RBI Seeks Banks’ Disclosure: Details About the New Rule

The RBI had issued a draft circular on May 19, 2026. According to it, banks will have to provide quarterly information. The RBI had stated that “Pillar 3 of the Basel Framework aims to promote market discipline through regulatory disclosure requirements.” 

These disclosures will ensure that investors and depositors get a comprehensive view of the financial health of banks. 

Banks will have to disclose information such as CET1 capital, total capital, risk-weighted assets (RWAs), leverage ratio, LCR, and NSFR. 

If there are any changes in these ratios from one quarter to another, then banks will have to provide an explanation for this. Thus, banks will be held accountable. However, small banks will find it difficult to meet this requirement. 

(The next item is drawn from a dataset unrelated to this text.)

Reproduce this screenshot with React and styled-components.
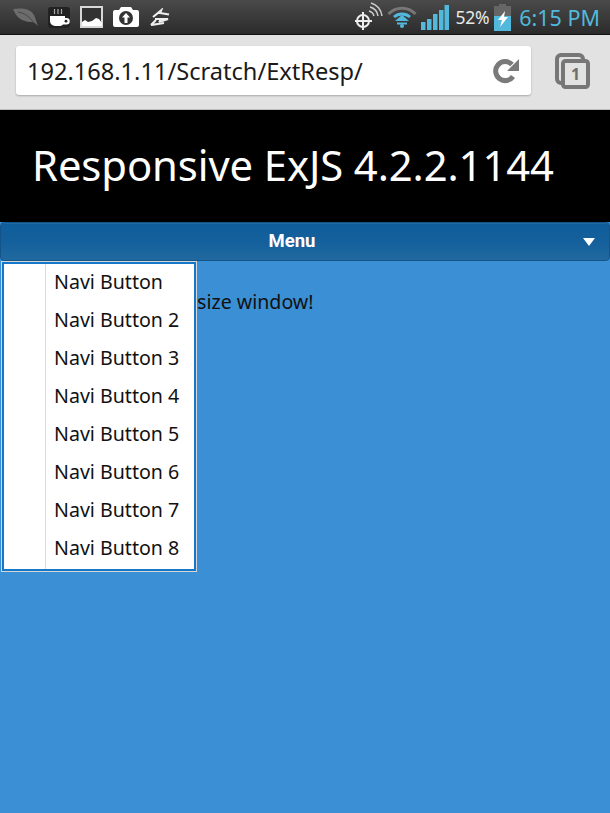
import React from "react";
import styled, { createGlobalStyle } from "styled-components";

const Global = createGlobalStyle`
  html, body { margin: 0; padding: 0; background: #3a8fd5; }
  * { box-sizing: border-box; }
`;
const Page = styled.div`
  position: relative; width: 610px; height: 813px; overflow: hidden;
  display: flex; flex-direction: column; background: #3a8fd5;
  font-family: "Noto Sans", "Open Sans", sans-serif;
`;
const StatusBar = styled.div`
  height: 35px; display: flex; align-items: center; padding: 0 10px 0 13px;
  background: linear-gradient(#4a4a4a, #2b2b2b); border-bottom: 1px solid #111;
`;
const IconGroup = styled.div`display: flex; align-items: center; gap: 10px;`;
const StatusRight = styled.div`margin-left: auto; display: flex; align-items: center; gap: 4px;`;
const Percent = styled.span`font-size: 17.500px; color: #e8e8e8; margin: 0 1px 0 3px; letter-spacing: -0.3px;`;
const Clock = styled.span`font-size: 21.500px; color: #52b9dc; margin-left: 4px; white-space: nowrap;`;
const Chrome = styled.div`
  height: 75px; background: #e2e2e2; border-bottom: 1px solid #bdbdbd;
  display: flex; align-items: center; padding: 0 20px 3px 16px;
`;
const UrlBox = styled.div`
  width: 515px; height: 49px; background: #fff; border-radius: 3px; box-shadow: 0 1px 2px rgba(0,0,0,.25);
  display: flex; align-items: center; justify-content: space-between; padding: 0 11px 0 11px;
`;
const UrlText = styled.span`font-size: 23.600px; color: #1a1a1a; white-space: nowrap;`;
const TabsButton = styled.div`margin-left: auto; display: flex;`;
const Banner = styled.div`
  height: 112px; background: #000; color: #fff; display: flex; align-items: center;
  padding: 0 0 3px 32px; font-size: 41.800px; white-space: nowrap; letter-spacing: -0.1px;
`;
const MenuBar = styled.div`
  position: relative; height: 39px; display: flex; align-items: center; justify-content: center;
  background: linear-gradient(#0e5d9b, #14609c 50%, #21699f); border: 1px solid #155489; border-radius: 4px;
  color: #fff; font: bold 18.500px "Roboto", "Noto Sans", sans-serif; padding: 0 26px 2px 0;
  box-shadow: inset 0 1px 0 #1e6aa6;
`;
const Arrow = styled.span`
  position: absolute; right: 14px; top: 15px; width: 0; height: 0;
  border-left: 6.500px solid transparent; border-right: 6.500px solid transparent; border-top: 8px solid #fff;
`;
const Content = styled.div`
  flex: 1; padding: 27px 0 0 197px; font-size: 19.600px; color: #111; white-space: nowrap;
`;
const Dropdown = styled.div`
  position: absolute; left: 2px; top: 262px; width: 194px; height: 309px;
  background: #fff; border: 2px solid #1577c9; outline: 1px solid #d6d6d6;
  box-shadow: 1px 1px 0 #ddd; display: flex; flex-direction: column;
`;
const Divider = styled.div`position: absolute; left: 41px; top: 0; bottom: 0; width: 1px; background: #dcdcdc;`;
const Item = styled.div`
  height: 38px; flex: none; display: flex; align-items: center; padding: 0 0 4px 50px;
  font-size: 19.600px; color: #111; white-space: nowrap;
`;

const Leaf = () => (
  <svg width="25" height="18" viewBox="0 0 25 18">
    <path d="M0 1C8 0 17 0 21 7c1.500 3 2 6 4 11-3-3-4-4-7-4C9 14 3 9 0 1z" fill="#6c6c6c"/>
    <path d="M5 4c6 1 11 4 16 11" stroke="#444" strokeWidth="1" fill="none"/>
  </svg>
);
const Cup = () => (
  <svg width="22" height="21" viewBox="0 0 22 21">
    <rect width="22" height="21" rx="3" fill="#222"/>
    <path d="M6.500 2v5M10 2v5M13.500 2v5" stroke="#aaa" strokeWidth="1.200"/>
    <path d="M2 9h15v2h1.500a3.200 3.200 0 0 1 0 6.500H15c-1 1-2.500 1.500-4 1.500H7a5 5 0 0 1-5-5z" fill="#fff"/>
    <circle cx="18" cy="14.200" r="1.400" fill="#222"/>
  </svg>
);
const Picture = () => (
  <svg width="23" height="22" viewBox="0 0 23 22">
    <rect x="1" y="1" width="21" height="20" fill="#333" stroke="#d8d8d8" strokeWidth="2"/>
    <path d="M2 20v-4l3-2 3 2 4-1 4-3 3 1 3 4v3z" fill="#fff"/>
  </svg>
);
const Camera = () => (
  <svg width="26" height="20" viewBox="0 0 26 20">
    <path d="M2 3h4l2-3h10l2 3h4a2 2 0 0 1 2 2v13a2 2 0 0 1-2 2H2a2 2 0 0 1-2-2V5a2 2 0 0 1 2-2z" fill="#fff"/>
    <circle cx="13" cy="11" r="7" fill="#333"/>
    <path d="M13 6l4 4.500h-2.500v5.500h-3v-5.500H9z" fill="#fff"/>
  </svg>
);
const Zip = () => (
  <svg width="22" height="18" viewBox="0 0 22 18" fill="none" stroke="#eee" strokeWidth="2.200" strokeLinejoin="miter">
    <path d="M4 9l8-6.500L11 5l9 1.500" />
    <path d="M6 11h13l-9 3 1.500-1.500" />
    <path d="M2 17l5-5M2 17l13-2" />
  </svg>
);
const Gps = () => (
  <svg width="28" height="31" viewBox="0 0 28 31" fill="none" stroke="#eee">
    <circle cx="8" cy="19" r="6" strokeWidth="2"/>
    <path d="M8 10v18M-1 19h18" strokeWidth="2"/>
    <path d="M14 9a7 7 0 0 1 5 5M15 5a11 11 0 0 1 8 9M16 1a15 15 0 0 1 11 13" stroke="#ccc" strokeWidth="1.500"/>
  </svg>
);
const Wifi = () => (
  <svg width="30" height="22" viewBox="0 0 30 22" fill="none">
    <path d="M1.500 8a19 19 0 0 1 27 0" stroke="#777" strokeWidth="3"/>
    <path d="M7 11a12 12 0 0 1 16 0" stroke="#52b9dc" strokeWidth="3"/>
    <path d="M15 9l7 6H8z" fill="#52b9dc"/>
    <path d="M10 17.500h10" stroke="#52b9dc" strokeWidth="2"/>
    <circle cx="15" cy="20" r="2" fill="#52b9dc"/>
  </svg>
);
const Signal = () => (
  <svg width="28" height="25" viewBox="0 0 28 25" fill="#52b9dc">
    <rect x="0" y="17" width="4.500" height="8"/><rect x="6" y="14" width="4.500" height="11"/>
    <rect x="12" y="9" width="4.500" height="16"/><rect x="18" y="5" width="4.500" height="20"/>
    <rect x="23.500" y="0" width="4.500" height="25"/>
  </svg>
);
const Battery = () => (
  <svg width="17" height="27" viewBox="0 0 17 27">
    <rect x="5" y="0" width="7" height="2" fill="#666"/>
    <rect x="0" y="2" width="17" height="10" fill="#666"/>
    <rect x="0" y="12" width="17" height="15" fill="#52b9dc"/>
    <path d="M11 7L4 16h4l-2 7 8-10h-4z" fill="#fff"/>
  </svg>
);
const Reload = () => (
  <svg width="28" height="28" viewBox="0 0 28 28" fill="none">
    <path d="M21 19.500a9.500 9.500 0 1 1-1-12" stroke="#7a7a7a" strokeWidth="5"/>
    <path d="M27 2v12H15z" fill="#7a7a7a"/>
  </svg>
);
const Tabs = () => (
  <svg width="35" height="36" viewBox="0 0 35 36" fill="none">
    <rect x="2" y="2" width="26" height="28" rx="4" stroke="#777" strokeWidth="4"/>
    <rect x="8" y="8" width="25" height="26" rx="2.500" fill="#e2e2e2" stroke="#777" strokeWidth="4"/>
    <text x="20.500" y="27" fontFamily="Noto Sans, sans-serif" fontWeight="bold" fontSize="16" fill="#6e6e6e" textAnchor="middle">1</text>
  </svg>
);

const items = ["Navi Button", "Navi Button 2", "Navi Button 3", "Navi Button 4", "Navi Button 5", "Navi Button 6", "Navi Button 7", "Navi Button 8"];

export default function App() {
  return (
    <Page>
      <Global />
      <StatusBar>
        <IconGroup>
          <Leaf /><Cup /><Picture /><Camera /><Zip />
        </IconGroup>
        <StatusRight>
          <Gps />
          <Wifi />
          <Signal />
          <Percent>52%</Percent>
          <Battery />
          <Clock>6:15 PM</Clock>
        </StatusRight>
      </StatusBar>
      <Chrome>
        <UrlBox>
          <UrlText>192.168.1.11/Scratch/ExtResp/</UrlText>
          <Reload />
        </UrlBox>
        <TabsButton><Tabs /></TabsButton>
      </Chrome>
      <Banner>Responsive ExJS 4.2.2.1144</Banner>
      <MenuBar>Menu<Arrow /></MenuBar>
      <Content>size window!</Content>
      <Dropdown>
        <Divider />
        {items.map((t) => <Item key={t}>{t}</Item>)}
      </Dropdown>
    </Page>
  );
}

What Does it imply for you and the Banking Sector?

Here are the new disclosure requirement of banks:

 

Disclosure Area

What It Covers

Capital Adequacy

CET1, total capital, risk-weighted assets

Leverage

Leverage ratio and related data

Liquidity

LCR and NSFR figures

Risk Exposure

Credit, market, and operational risks

Significant Changes

Reasons for quarter-on-quarter movements


These disclosures will benefit depositors. Since banks will be disclosing risk data, depositors will be able to make informed decisions. Besides, banks will have to set up a ‘Regulatory Disclosure Section’ on their websites for public access. This will allow retail investors to access this information.

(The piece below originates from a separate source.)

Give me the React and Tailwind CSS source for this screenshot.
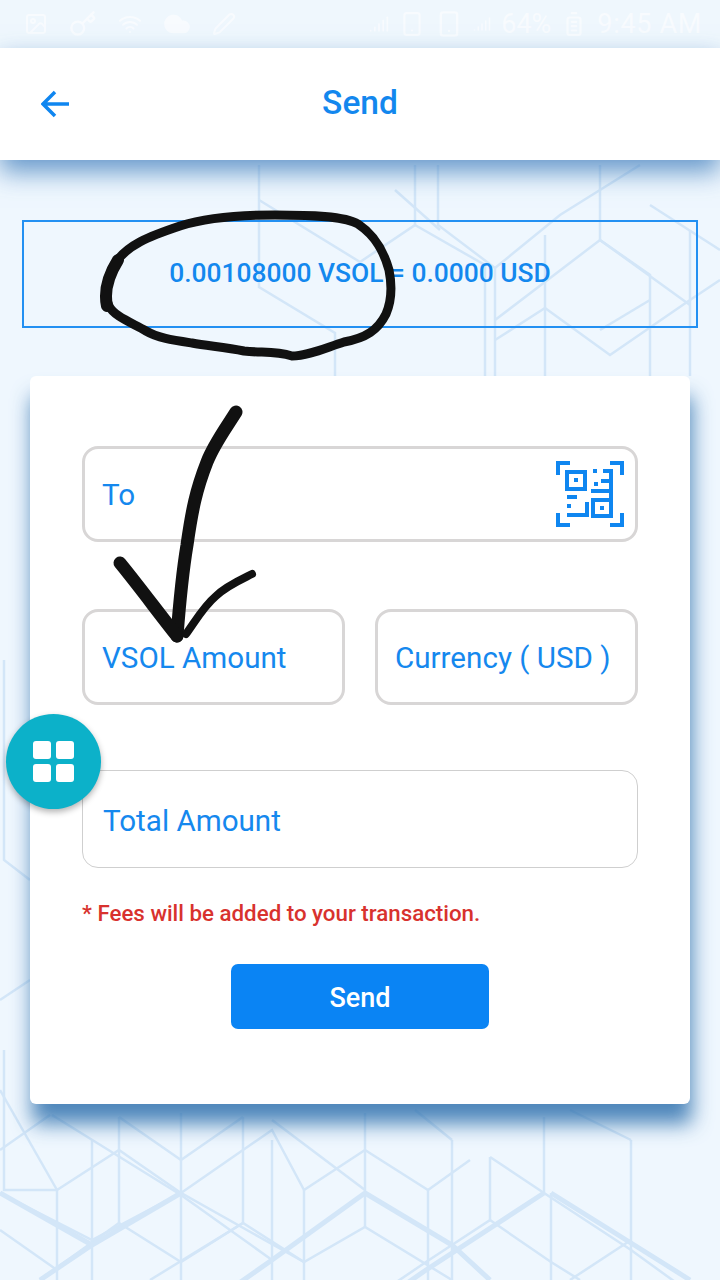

This decision is a step towards aligning India with international banking standards. It is well known that pillar 3 disclosures help in building trust among stakeholders and preventing any financial crisis. 

Expert View: An Improvement, but not Without Difficulties

As per the RBI, it would enable the market participants to access important information regarding regulatory capital and risk exposures of the banks.

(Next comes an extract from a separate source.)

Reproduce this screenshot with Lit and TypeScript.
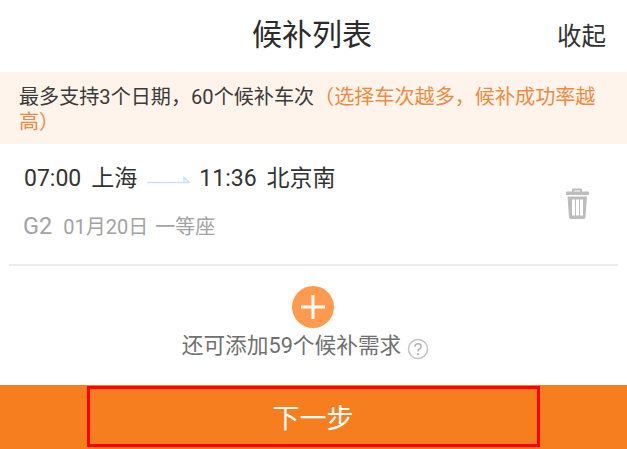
import { LitElement, html, css } from "lit";
import { customElement } from "lit/decorators.js";

@customElement("app-root")
export class AppRoot extends LitElement {
  static styles = css`
    :host {
      display: flex;
      flex-direction: column;
      width: 627px;
      height: 449px;
      overflow: hidden;
      background: #fff;
      color: #333;
      font-family: Roboto, "Noto Sans CJK SC", sans-serif;
    }
    .header {
      height: 72px;
      flex: none;
      display: grid;
      grid-template-columns: 1fr auto 1fr;
      align-items: center;
    }
    .title { grid-column: 2; font-size: 30px; line-height: 68px; height: 68px; margin: -2px 0 0 -3px; color: #2b2b2b; }
    .close { justify-self: end; padding: 2px 21px 0 0; font-size: 24.5px; line-height: 70px; color: #333; }
    .notice {
      height: 72px;
      flex: none;
      box-sizing: border-box;
      background: #fff4ec;
      padding: 13px 19px 0;
      font-size: 20.1px;
      line-height: 25px;
      color: #3a3a3a;
    }
    .notice span { color: #ef8a3e; }
    .item {
      height: 122px;
      flex: none;
      box-sizing: border-box;
      margin: 0 9px;
      padding: 18px 15px 0 15px;
      border-bottom: 2px solid #ececec;
      display: flex;
      justify-content: space-between;
    }
    .line1 {
      display: flex;
      align-items: center;
      font-size: 23px;
      line-height: 34px;
      color: #333;
    }
    .line1 .st { margin-left: 10px; }
    .arrow { margin: 2px 9px 0 10px; flex: none; display: block; }
    .line2 {
      display: flex;
      align-items: baseline;
      margin-top: 13px;
      color: #a3a3a3;
      font-size: 20px;
      line-height: 34px;
    }
    .train { font-size: 23.5px; margin: 0 11px 0 -1px; }
    .seat { margin-left: 7px; }
    .trash { margin: 26px 14px 0 0; display: block; flex: none; }
    .add {
      flex: 1;
      display: flex;
      flex-direction: column;
      align-items: center;
      padding: 20px 2px 0 0;
    }
    .plus { display: block; }
    .remain {
      display: flex;
      align-items: center;
      margin: 2px 14px 0 0;
      font-size: 21.7px;
      line-height: 32px;
      color: #707070;
    }
    .help { margin: 5px 0 0 6px; display: block; }
    .footer {
      height: 64px;
      flex: none;
      background: #f77e1f;
      display: flex;
      justify-content: center;
      align-items: flex-start;
      box-sizing: border-box;
      padding-top: 1px;
    }
    .next {
      width: 453px;
      height: 61px;
      box-sizing: border-box;
      border: 3px solid #f00;
      color: #fff;
      font-size: 27px;
      display: flex;
      align-items: center;
      justify-content: center;
      padding-right: 1px;
    }
  `;

  render() {
    return html`
      <div class="header">
        <div class="title">候补列表</div>
        <div class="close">收起</div>
      </div>
      <div class="notice">最多支持3个日期，60个候补车次<span>（选择车次越多，候补成功率越高）</span></div>
      <div class="item">
        <div>
          <div class="line1">
            <span>07:00</span><span class="st">上海</span>
            <svg class="arrow" width="43" height="8" viewBox="0 0 43 8">
              <path d="M0 6.5H42L37 1.5V6" fill="none" stroke="#cfe2f5" stroke-width="1.6"/>
            </svg>
            <span>11:36</span><span class="st">北京南</span>
          </div>
          <div class="line2">
            <span class="train">G2</span><span>01月20日</span><span class="seat">一等座</span>
          </div>
        </div>
        <svg class="trash" width="24" height="32" viewBox="0 0 24 32" fill="#bdbdbd">
          <path d="M7 3.5V1.5Q7 .5 8 .5H16Q17 .5 17 1.5V3.5H23Q24 3.5 24 4.5V7H1V4.5Q1 3.5 2 3.5ZM9 3.5H15V2.4H9Z" fill-rule="evenodd"/>
          <path d="M2.5 8.5H22L20.5 29Q20.4 31 18.5 31H6Q4.2 31 4 29ZM7 11.5V27.5H10V11.5ZM11 11.5V27.5H14V11.5ZM15 11.5V27.5H18V11.5Z" fill-rule="evenodd"/>
        </svg>
      </div>
      <div class="add">
        <svg class="plus" width="42" height="42" viewBox="0 0 42 42">
          <circle cx="21" cy="21" r="21" fill="#ff9a4e"/>
          <path d="M21 9V33M9 21H33" stroke="#fff" stroke-width="3"/>
        </svg>
        <div class="remain">
          <span>还可添加59个候补需求</span>
          <svg class="help" width="22" height="22" viewBox="0 0 22 22">
            <circle cx="11" cy="11" r="9.5" fill="none" stroke="#c4c4c4" stroke-width="1.6"/>
            <path d="M7.8 8.6Q8 5.8 11 5.8Q14.2 5.8 14.2 8.4Q14.2 10 12.4 11Q11 11.8 11 13.4" fill="none" stroke="#b5b5b5" stroke-width="1.6"/>
            <circle cx="11" cy="16" r="1.1" fill="#b5b5b5"/>
          </svg>
        </div>
      </div>
      <div class="footer"><div class="next">下一步</div></div>
    `;
  }
}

It is widely accepted that pillar 3 requirements involve costs for banks. Banks will face issues due to complexity and the possibility of competitive disadvantage. 

Smaller banks in India might find it difficult to comply. Public comments have been invited by RBI on this draft circular till June 2, 2026. 

This is the opportunity for stakeholders to highlight their concerns. The guidelines will come into force from the quarter ending September 30, 2026. 

Conclusion

The proposed Basel Pillar 3 disclosure norms are a big step towards making Indian banking more transparent. These will aid investors and depositors in taking wise decisions. The public comment period till June 2 provides banks with the opportunity to voice their opinions.

FAQs 

 

What are the reasons behind RBI’s decision to introduce new disclosure guidelines for banks?

The Basel III Endgame represents the last phase of global reforms aimed at increasing transparency and reducing financial risks. The new disclosure guidelines introduced by RBI will require banks to report data on capital, liquidity, leverage, and risk exposure on a quarterly basis.

 

In what way do Basel III regulations ensure banking safety better than Basel II?

As opposed to Basel II, Basel III stresses the importance of risk management and capital adequacy. These regulations ensure that banks can weather financial crises better.